12 сентября Уинстон и Клементина на вилле Бивербрука отметили золотую свадьбу. Поздравить их прилетел Рэндольф с дочерью Арабеллой. Через десять дней Черчилль решился на новое приключение – круиз на яхте «Кристина» в качестве гостя Онассиса. Дни на яхте проходили в полной безмятежности благодаря внимательному и занимательному хозяину. Черчилль отдыхал или играл в безик. Каждый вечер показывали кинофильм. Через десять дней «Кристина» пришла в Гибралтар, откуда Черчилль улетел в Англию, а 12 октября вернулся на виллу Ривза. Он планировал порисовать, «но, – как написал Клементине, – весь в сомнениях, вялости и лени». Далее в этом же письме он написал: «Последние дни или годы жизни серые и тусклые, но мне повезло, что у меня есть ты».

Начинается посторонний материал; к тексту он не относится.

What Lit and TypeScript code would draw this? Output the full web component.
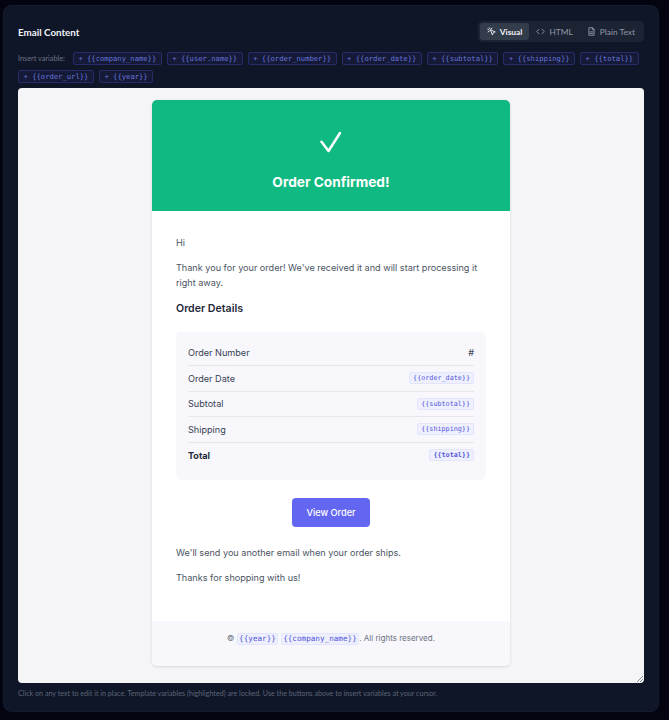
import { css, html, LitElement } from 'lit';
import { customElement } from 'lit/decorators.js';

const INSERTS = [
  '{{company_name}}',
  '{{user.name}}',
  '{{order_number}}',
  '{{order_date}}',
  '{{subtotal}}',
  '{{shipping}}',
  '{{total}}',
  '{{order_url}}',
  '{{year}}',
];

@customElement('app-root')
export class AppRoot extends LitElement {
  static override styles = css`
    :host {
      display: block;
      width: 669px;
      height: 720px;
      overflow: hidden;
      background: #03040f;
      font-family: Lato, 'Noto Sans', sans-serif;
    }
    .panel {
      box-sizing: border-box;
      width: 656px;
      height: 707px;
      margin: 5px 0 0 3px;
      padding: 15px 14px 0;
      background: #0f1628;
      border: 1px solid #141b2e;
      border-radius: 8px;
    }
    .top {
      display: flex;
      justify-content: space-between;
      align-items: center;
      height: 21px;
    }
    h2 {
      margin: 0;
      font-size: 9.8px;
      font-weight: 700;
      color: #f1f3f7;
    }
    .tabs {
      display: flex;
      padding: 2px;
      background: #1c2434;
      border-radius: 5px;
    }
    .tab {
      display: flex;
      align-items: center;
      gap: 4px;
      height: 17px;
      padding: 0 7px;
      font-size: 8.4px;
      color: #8f97a6;
      border-radius: 3px;
    }
    .tab.on {
      background: #333c4b;
      color: #eef0f4;
      font-weight: 700;
    }
    .tab svg {
      width: 9px;
      height: 9px;
      fill: none;
      stroke: currentColor;
      stroke-width: 1.2;
      stroke-linecap: round;
      stroke-linejoin: round;
    }
    .vars {
      display: flex;
      flex-wrap: wrap;
      align-items: center;
      gap: 5px;
      margin-top: 10px;
    }
    .vars-label {
      font-size: 7.3px;
      color: #6b7385;
      margin-right: 3px;
    }
    .ins {
      box-sizing: border-box;
      height: 13px;
      line-height: 11px;
      padding: 0 4.5px;
      font-family: 'DejaVu Sans Mono', monospace;
      font-size: 7.2px;
      color: #6a73d8;
      background: #141a38;
      border: 1px solid #252c66;
      border-radius: 2px;
      white-space: pre;
    }
    .editor {
      box-sizing: border-box;
      height: 595px;
      margin-top: 5px;
      padding-top: 12px;
      background: #f5f5f7;
      border-radius: 4px;
      position: relative;
    }
    .card {
      box-sizing: border-box;
      width: 358px;
      height: 566px;
      margin-left: 134px;
      display: flex;
      flex-direction: column;
      background: #fff;
      border-radius: 5px;
      overflow: hidden;
      box-shadow: 0 1px 3px rgba(0, 0, 0, 0.12);
      font-family: Inter, 'Liberation Sans', sans-serif;
    }
    .hero {
      height: 111px;
      flex: none;
      display: flex;
      flex-direction: column;
      align-items: center;
      background: #10b981;
      color: #fff;
    }
    .hero svg {
      width: 22px;
      height: 22px;
      margin-top: 31px;
      fill: none;
      stroke: #fff;
      stroke-width: 2.5;
      stroke-linecap: round;
      stroke-linejoin: round;
    }
    .hero h1 {
      margin: 19px 0 0;
      font-size: 13.7px;
      font-weight: 700;
      line-height: 20px;
    }
    .body {
      flex: 1;
      padding: 23.5px 24px 0;
      font-size: 9.1px;
      line-height: 15px;
      color: #4b5563;
    }
    .body p {
      margin: 0 0 10.5px;
    }
    .body h3 {
      margin: 0 0 15px;
      font-size: 10.6px;
      line-height: 16px;
      font-weight: 600;
      color: #1f2937;
    }
    .details {
      padding: 9px 12px 12px;
      background: #f8f8fc;
      border-radius: 5px;
      color: #374151;
    }
    .row {
      display: flex;
      justify-content: space-between;
      align-items: center;
      height: 25.5px;
      box-sizing: border-box;
      border-bottom: 1px solid #e5e7eb;
    }
    .row:last-child {
      border-bottom: none;
    }
    .row.total {
      font-weight: 700;
      color: #1f2937;
    }
    .var {
      display: inline-block;
      padding: 0 3px;
      line-height: 10px;
      font-family: 'DejaVu Sans Mono', monospace;
      font-size: 6.75px;
      font-weight: 400;
      color: #5356d8;
      background: #eef0fe;
      border: 1px solid #e2e5fb;
      border-radius: 2px;
    }
    .row.total .var {
      font-weight: 700;
    }
    .foot .var {
      padding: 0 1.5px;
      font-size: 7.65px;
    }
    .cta {
      display: block;
      width: 78px;
      height: 29px;
      line-height: 29px;
      margin: 18px auto 17.5px;
      text-align: center;
      font-size: 9.2px;
      font-weight: 500;
      color: #fff;
      background: #6366f1;
      border-radius: 4px;
    }
    .foot {
      flex: none;
      height: 45px;
      padding-top: 9px;
      box-sizing: border-box;
      text-align: center;
      font-size: 8px;
      line-height: 16px;
      color: #6b7280;
      background: #f8f8fc;
    }
    .grip {
      position: absolute;
      right: 1px;
      bottom: 1px;
      width: 6px;
      height: 6px;
      fill: none;
      stroke: #6b7280;
      stroke-width: 0.8;
    }
    .hint {
      margin: 6px 0 0;
      font-size: 7.15px;
      color: #5d6577;
    }
  `;

  override render() {
    return html`
      <div class="panel">
        <div class="top">
          <h2>Email Content</h2>
          <div class="tabs">
            <div class="tab on">
              <svg viewBox="0 0 12 12"><path d="M5 4l6 2.5-2.6 1-1 2.6zM1 3l1.5.8M3 1l.8 1.5M1.5 6.5L3 5.6M6.5 1.5L5.6 3"/></svg>
              Visual
            </div>
            <div class="tab">
              <svg viewBox="0 0 12 12"><path d="M4 3L1 6l3 3M8 3l3 3-3 3"/></svg>
              HTML
            </div>
            <div class="tab">
              <svg viewBox="0 0 12 12"><path d="M7 1H2.5v10h7V3.5zM7 1v2.5h2.5M4 6.5h4M4 8.5h4"/></svg>
              Plain Text
            </div>
          </div>
        </div>
        <div class="vars">
          <span class="vars-label">Insert variable:</span>
          ${INSERTS.map((v) => html`<span class="ins">+ ${v}</span>`)}
        </div>
        <div class="editor">
          <div class="card">
            <div class="hero">
              <svg viewBox="0 0 22 22"><path d="M1.5 10.7L8.5 20L20 2"/></svg>
              <h1>Order Confirmed!</h1>
            </div>
            <div class="body">
              <p>Hi</p>
              <p>Thank you for your order! We've received it and will start processing it right away.</p>
              <h3>Order Details</h3>
              <div class="details">
                <div class="row"><span>Order Number</span><span>#</span></div>
                <div class="row"><span>Order Date</span><span class="var">{{order_date}}</span></div>
                <div class="row"><span>Subtotal</span><span class="var">{{subtotal}}</span></div>
                <div class="row"><span>Shipping</span><span class="var">{{shipping}}</span></div>
                <div class="row total"><span>Total</span><span class="var">{{total}}</span></div>
              </div>
              <div class="cta">View Order</div>
              <p>We'll send you another email when your order ships.</p>
              <p>Thanks for shopping with us!</p>
            </div>
            <div class="foot">
              © <span class="var">{{year}}</span> <span class="var">{{company_name}}</span>. All rights reserved.
            </div>
          </div>
          <svg class="grip" viewBox="0 0 6 6"><path d="M0 6l6-6M3 6l3-3"/></svg>
        </div>
        <p class="hint">Click on any text to edit it in place. Template variables (highlighted) are locked. Use the buttons above to insert variables at your cursor.</p>
      </div>
    `;
  }
}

Здоровье Клементины постоянно занимало мысли Черчилля, когда ее не было рядом. Его тревожило и благополучие троих детей. Диана часто впадала в депрессию и обращалась за помощью к благотворительному обществу «Самаритяне». У Рэндольфа был буйный характер, он растерял много друзей. Сара, как и Рэндольф, страдала алкоголизмом и подвергалась нападкам прессы. Трудная судьба детей, каждый из которых был по-своему талантлив, была источником постоянной боли для Черчилля.
Но жизнь во Франции позволяла отвлечься и даже развлекаться. Он никогда раньше не летал на вертолете и с удовольствием принял приглашение командира американского авианосца «Рэндольф» посетить корабль. Полет на вертолете стал «бодрящим экспериментом», сказал он Венди Ривз, которая сопровождала его. 6 ноября он полетел в Париж, чтобы получить из рук де Голля орден Освобождения – высшую государственную награду, которой удостаивались те, кто воевал в армии Свободной Франции или в рядах Сопротивления. Благодарственную речь, подготовленную в Англии, Черчилль начал словами: «Я часто выступал с речами во Франции, но то были военные годы, и я не хочу снова подвергать вас испытаниям тех мрачных дней».
Вернувшись в Лондон, Черчилль почти ежедневно посещал палату общин и даже собирался выступить, но опять передумал. 30 ноября ему исполнилось восемьдесят четыре. Через пять недель они с Клементиной отправились в Марракеш провести пять недель под североафриканским солнцем, которое он так любил. После этого они вместе отправились в круиз вдоль марокканского побережья на Канарские острова. Оттуда в марте 1959 г. он улетел в Лондон на четыре очень бурных дня, в течение которых навестил Чартвелл, поужинал в Другом клубе, после чего вернулся во Францию.
Там он продолжал заниматься живописью. Тридцать пять лет назад он написал в журнале Nash’s Pall Mall: «Живопись – подруга, которая не выдвигает непомерных требований, не побуждает к утомительным занятиям; она верно шагает рядом даже на слабых ногах и держит свои холсты как ширму между нами и завистливыми глазами Времени или неизбежным наступлением Дряхлости. Счастливы художники, ибо они никогда не будут одиноки. Свет и цвет, мир и надежда будут составлять им компанию до конца или почти до конца их жизни».